Нет свидетельств о намерении Соединенных Штатов использовать бомбу для того, чтобы принудить Советский Союз делать то, чего он не хотел делать. Атомная дипломатия не играла роли в уходе советских войск из Ирана в 1946 г., наиболее цитируемом примере политики принуждения (если использовать специальный политический термин) в послевоенный период. Можно привести множество примеров политики сдерживания с помощью атомной бомбы, особенно во время берлинского кризиса, но даже этот случай не очень убедителен.
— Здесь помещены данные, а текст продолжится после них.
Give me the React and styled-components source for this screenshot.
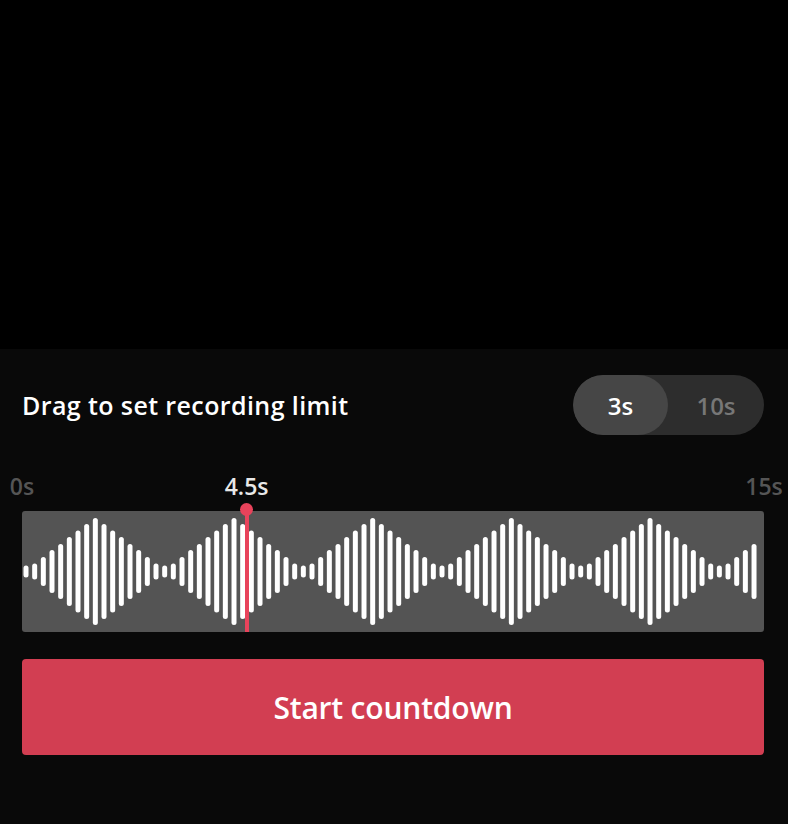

Нет доказательных свидетельств, что атомная бомба удержала Советский Союз от вторжения в Западную Европу в первые четыре года после войны. Соединенные Штаты не имели достаточно атомных бомб в первые послевоенные годы, чтобы быть в состоянии препятствовать советской оккупации Западной Европы, причем Советский Союз знал об этом. Нет и доказательств, что Сталин намеревался вторгнуться в Западную Европу, разве в случае большой войны; а его политика вообще свидетельствует, что он стремился избежать такой войны, и не только потому, что Соединенные Штаты обладали атомной бомбой.
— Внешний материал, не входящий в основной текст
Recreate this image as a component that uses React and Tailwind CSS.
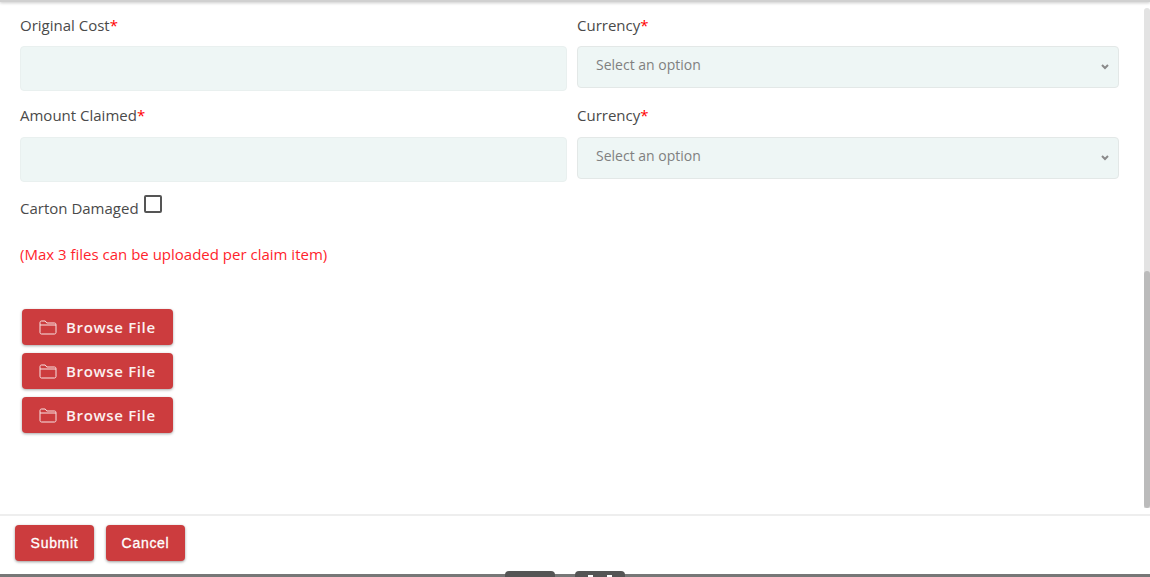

Сталинская политика по отношению к бомбе определялась двумя принципами: концепцией «войны нервов» и идеей «допустимых мер». Первый из этих принципов основывался на предположении, что Соединенные Штаты будут использовать атомную бомбу для запугивания Советского Союза и получения от него необходимых уступок, чтобы внедрить свою концепцию послевоенного устройства мира. После Хиросимы Сталин пришел к выводу, что атомная дипломатия, а не война, представляет непосредственную угрозу, и исходил из этого предположения до 1949 г. Следовательно, ему было важно показать, что Советский Союз крепок, что его не запугать. Поэтому и оказывалось давление на Запад и усиливалась международная напряженность. Даже если западные лидеры и не поддавались давлению, они должны были всегда помнить слова Бирнса, сказанные им в 1945 г., что советские лидеры «упрямы, упорны и не из пугливых». В результате проводимой Сталиным «войны нервов» возросло убеждение западных держав в том, что Советский Союз является агрессивным экспансионистским государством и они должны защищаться с помощью НАТО, укрепляя свои вооруженные силы. Но этот эффект не был следствием ошибочности текущей политики советского руководства — эта политика вытекала из существа его взглядов на природу взаимоотношений с Западом.
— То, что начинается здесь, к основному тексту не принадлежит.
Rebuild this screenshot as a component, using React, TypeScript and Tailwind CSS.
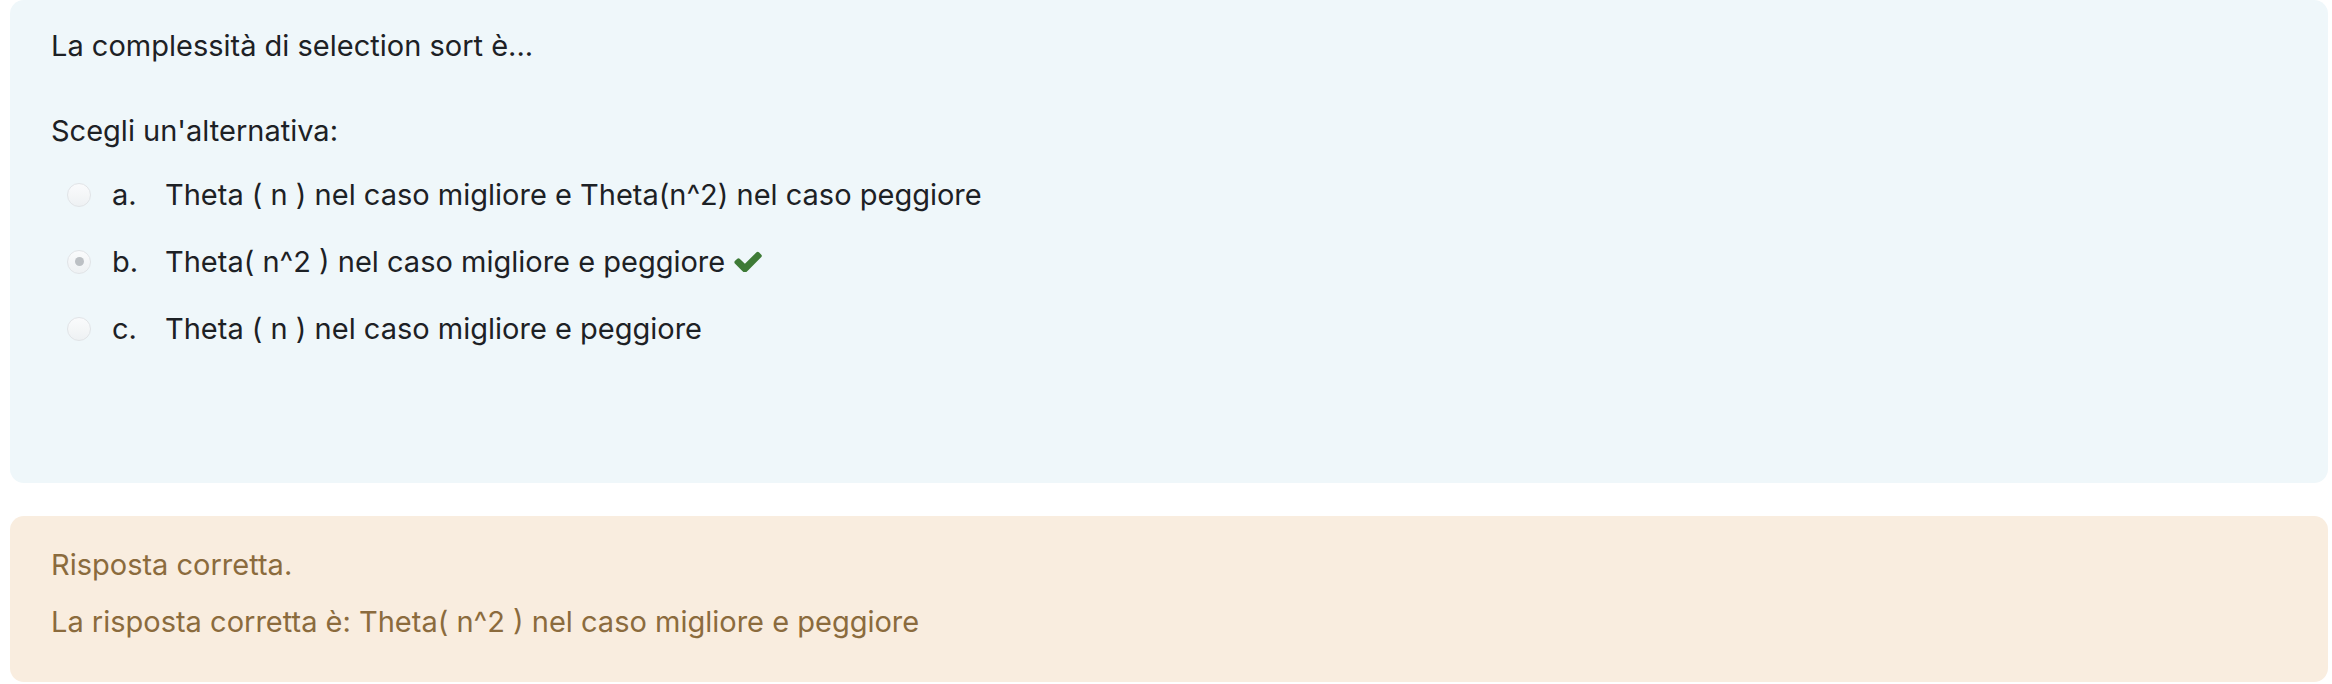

Второй принцип — концепция «меры» — действовал как тормоз в «войне нервов». Сталин не желал войны с Западом; он не считал, что Советский Союз готов к войне. Если бы Советский Союз проводил соглашательскую или примиренческую политику по отношению к Западу, он показался бы слабым и эта слабость могла спровоцировать давление и агрессивность политики Запада. Вот почему он считал необходимым вести «войну нервов». Но в «войне нервов» важно было не заходить слишком далеко из опасения спровоцировать настоящую войну. Отсюда важность чувства меры. Оно очевидным образом проявилось в Берлинском кризисе 1948 г.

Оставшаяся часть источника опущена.